Rząd chce zmian w procedurze karnej
Treść
Wszystkie kluby parlamentarne poparły rządowy projekt zmian w procedurze karnej, dostosowujący przepisy dotyczące m.in. czasu aresztów i zasad rozpatrywania kasacji do orzeczeń Trybunału Konstytucyjnego. Nowelizacja procedury karnej, nad którą dyskutowano wczoraj w Sejmie, zmienia także przepisy dotyczące zasad rozpatrywania przez Sąd Najwyższy kasacji.
Rząd proponuje, by na rozprawie rozpoznawano nie tylko kasacje od wyroku, ale także od postanowienia. Można by też badać je na posiedzeniu, bez udziału stron. Wykluczone byłoby jednak badanie na posiedzeniu kasacji wniesionej przez prokuratora generalnego lub rzecznika praw obywatelskich. Przewidziano też nowe uregulowania udziału obrońcy w postępowaniu kasacyjnym i dopuszczono, by zażalenie na odmowę przyjęcia przez Sąd Najwyższy kasacji sporządzał zwykły obywatel - dotąd wszystkie pisma procesowe do SN musiał sporządzać kwalifikowany prawnik - adwokat lub radca prawny.
Wczorajsza debata w Sejmie nad rządowym projektem zmian w procedurze karnej wykazała wyjątkową zgodność wszystkich klubów niezależnie od opcji politycznej.

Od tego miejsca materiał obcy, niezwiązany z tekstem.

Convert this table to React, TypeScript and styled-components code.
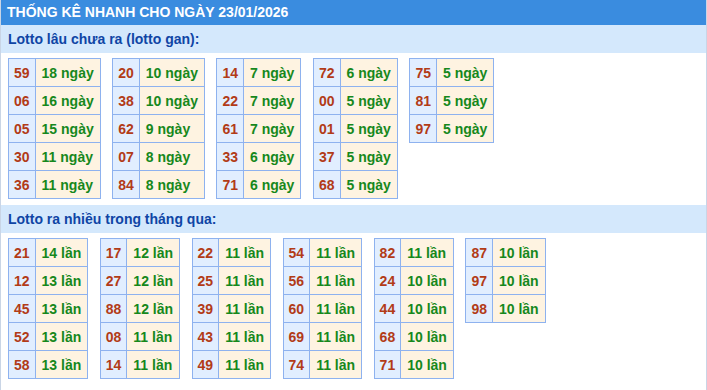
import React from "react"
import styled, { createGlobalStyle } from "styled-components"

const GlobalStyle = createGlobalStyle`
  html, body {
    margin: 0;
    padding: 0;
    background: #ffffff;
    font-family: "Liberation Sans", Arial, sans-serif;
  }
`

const Box = styled.div`
  width: 707px;
  height: 390px;
  box-sizing: border-box;
  border-left: 1px solid #c9d5e6;
  border-right: 1px solid #c9d5e6;
  overflow: hidden;
`

const Title = styled.div`
  height: 25px;
  line-height: 25px;
  margin: 0 -1px;
  padding-left: 7px;
  background: #3a8cdf;
  color: #ffffff;
  font-size: 14px;
  font-weight: bold;
`

const SubTitle = styled.div`
  height: 28px;
  line-height: 28px;
  padding-left: 7px;
  background: #d4e8fc;
  color: #0f45a5;
  font-size: 14px;
  font-weight: bold;
`

const TableRow = styled.div`
  display: flex;
  align-items: flex-start;
  gap: 11.5px;
  padding: 5px 7px 6px;
`

const Table = styled.table`
  border-collapse: collapse;
  font-size: 14px;
  font-weight: bold;
`

const Num = styled.td`
  height: 28px;
  padding: 0 5px;
  box-sizing: border-box;
  border: 1px solid #8eb2ef;
  background: #e1eeff;
  color: #b23b17;
  text-align: center;
`

const Count = styled.td`
  height: 28px;
  padding: 0 6px;
  box-sizing: border-box;
  border: 1px solid #8eb2ef;
  background: #fef3e1;
  color: #16881c;
  text-align: left;
  white-space: nowrap;
`

type Item = [string, number]

const gan: Item[][] = [
  [["59", 18], ["06", 16], ["05", 15], ["30", 11], ["36", 11]],
  [["20", 10], ["38", 10], ["62", 9], ["07", 8], ["84", 8]],
  [["14", 7], ["22", 7], ["61", 7], ["33", 6], ["71", 6]],
  [["72", 6], ["00", 5], ["01", 5], ["37", 5], ["68", 5]],
  [["75", 5], ["81", 5], ["97", 5]],
]

const nhieu: Item[][] = [
  [["21", 14], ["12", 13], ["45", 13], ["52", 13], ["58", 13]],
  [["17", 12], ["27", 12], ["88", 12], ["08", 11], ["14", 11]],
  [["22", 11], ["25", 11], ["39", 11], ["43", 11], ["49", 11]],
  [["54", 11], ["56", 11], ["60", 11], ["69", 11], ["74", 11]],
  [["82", 11], ["24", 10], ["44", 10], ["68", 10], ["71", 10]],
  [["87", 10], ["97", 10], ["98", 10]],
]

const Group = ({ groups, unit }: { groups: Item[][]; unit: string }) => (
  <TableRow>
    {groups.map((rows, i) => (
      <Table key={i}>
        <tbody>
          {rows.map(([num, n]) => (
            <tr key={num}>
              <Num>{num}</Num>
              <Count>
                {n} {unit}
              </Count>
            </tr>
          ))}
        </tbody>
      </Table>
    ))}
  </TableRow>
)

export default function App() {
  return (
    <>
      <GlobalStyle />
      <Box>
        <Title>THỐNG KÊ NHANH CHO NGÀY 23/01/2026</Title>
        <SubTitle>Lotto lâu chưa ra (lotto gan):</SubTitle>
        <Group groups={gan} unit="ngày" />
        <SubTitle>Lotto ra nhiều trong tháng qua:</SubTitle>
        <Group groups={nhieu} unit="lần" />
      </Box>
    </>
  )
}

Teraz projekt trafi do sejmowej komisji nadzwyczajnej ds. zmian w kodyfikacjach.
Obecne przepisy mówią, że jeśli ze względu na "szczególne okoliczności sprawy" nie można było ukończyć śledztwa w ciągu trzech miesięcy, sąd na wniosek prokuratora może przedłużyć tymczasowe aresztowanie na okres, który w śledztwie nie może przekroczyć 12 miesięcy. W postępowaniu przed sądem łączny okres stosowania aresztu nie może być dłuższy niż dwa lata. Przedłużenia tymczasowego aresztowania na określony czas, przekraczający powyższe terminy, może dokonać sąd apelacyjny na wniosek sądu, przed którym sprawa się toczy. Przedłużenie aresztu tymczasowego może nastąpić na wniosek prokuratora apelacyjnego - jeżeli konieczne jest to w związku m.in. z zawieszeniem postępowania, przedłużającą się obserwacją psychiatryczną oskarżonego, przedłużającym się opracowywaniem opinii biegłego, a także z powodu "innych istotnych przeszkód, których usunięcie było niemożliwe". Fragment o "innych przeszkodach" zakwestionował w sierpniu tego roku Trybunał Konstytucyjny, orzekając, że tak sformułowana przesłanka jest za mało precyzyjna. Dlatego nowelizacja eliminuje z kodeksowego wyliczenia przesłankę "innych istotnych przeszkód, których usunięcie było niemożliwe", jako podstawę przedłużenia tymczasowego aresztowania. Jednocześnie proponuje się, aby szczególny wyjątek od zasad terminów aresztów dotyczył także sytuacji, kiedy postępowanie nie mogło zostać ukończone w związku z czynnościami zmierzającymi do ustalenia lub potwierdzenia tożsamości oskarżonego.